As for myself, I’m genuinely curious about people’s processes — not just to instruct me, though there there is that aspect, but also because I’m learning about the hobby by learning about the hobbyists.

Regarding my own situation, I have *not* decided whether I will or won’t like the Salks. Why wouldn’t I just want to wait? Because they are close to $4k and I only have a month to decide.

And decide based on what? My personality needs and wants to compare. I think I will learn by at least trying a few of the other kinds of speakers (towers, with Amt tweeters, electrostatic or planar). If I learn, say, that I really like passive towers, then I can think within that category. Or electrostatic, etc.

Ultimately, this won’t go on for months; I’m not going to listen to a dozen speakers at my home; I can’t. But I can do more than simply wait for another good bookshelf to try if I can try others for little or no money before I have to send back the Salks.

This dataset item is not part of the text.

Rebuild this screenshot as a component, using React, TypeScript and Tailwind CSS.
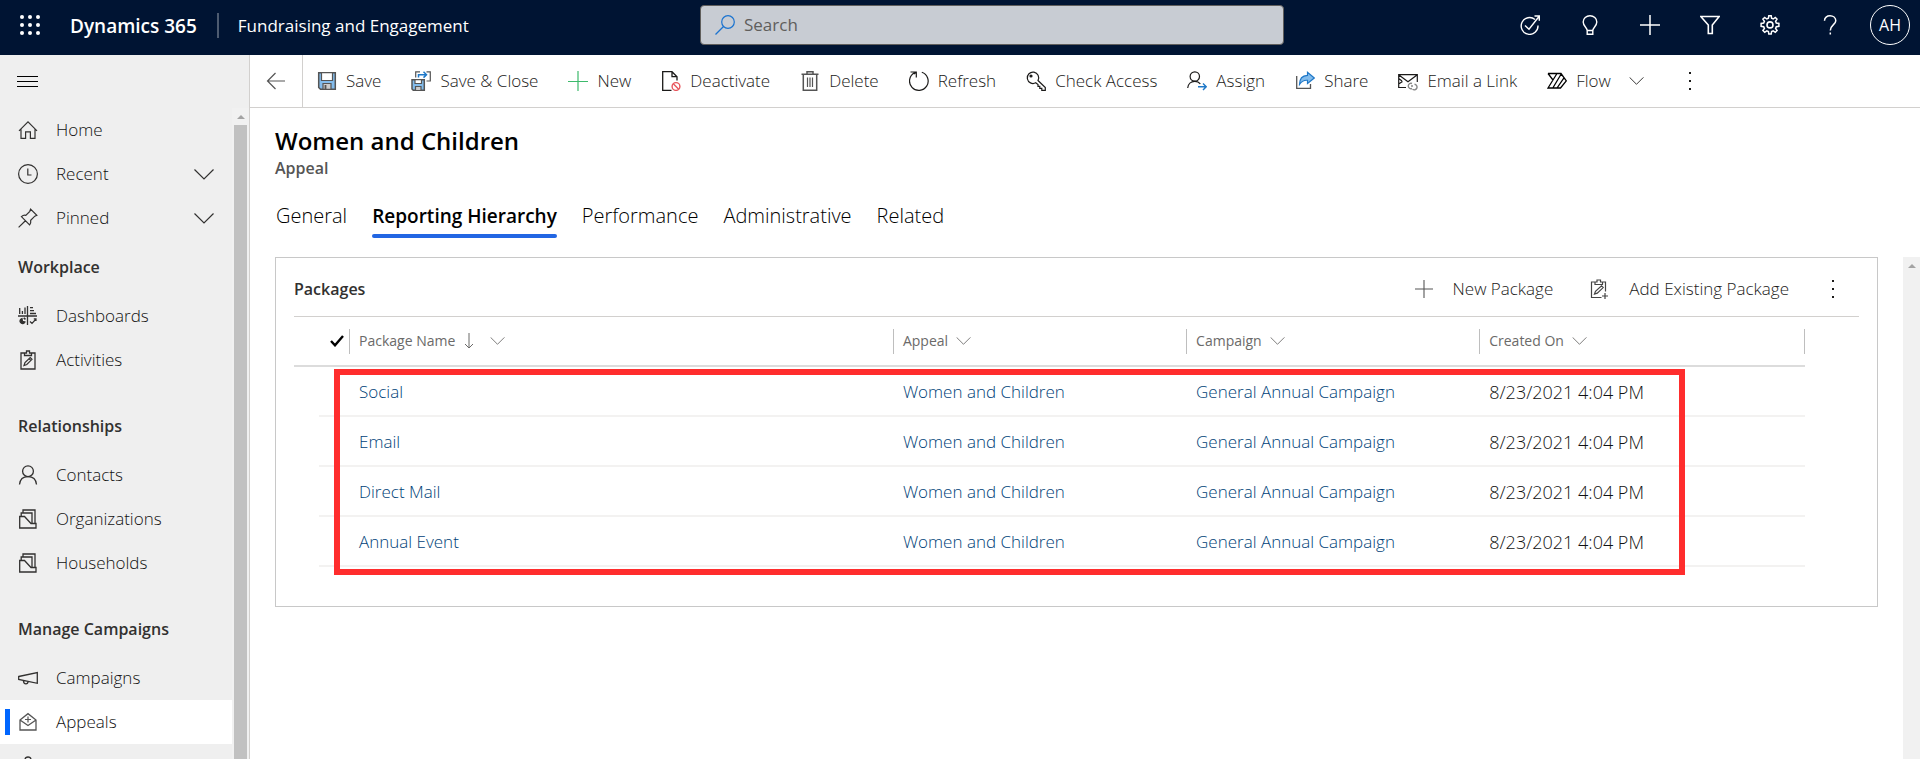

The other way would be to buy, live with, get curious or dissatisfied, sell, shop, buy again. There's a lot of effort and time in that sequence, and so I am merely trying to save effort and advance the process a bit in the initial phase. Will I wind up with my "final" speaker? Probably not. But if I can learn processes from hobbyists and get speakers to try from shops, I can at least get something I’ll have for several years or more.

And will it be fun? In a time of lockdown and with very little cost to me -- you bet.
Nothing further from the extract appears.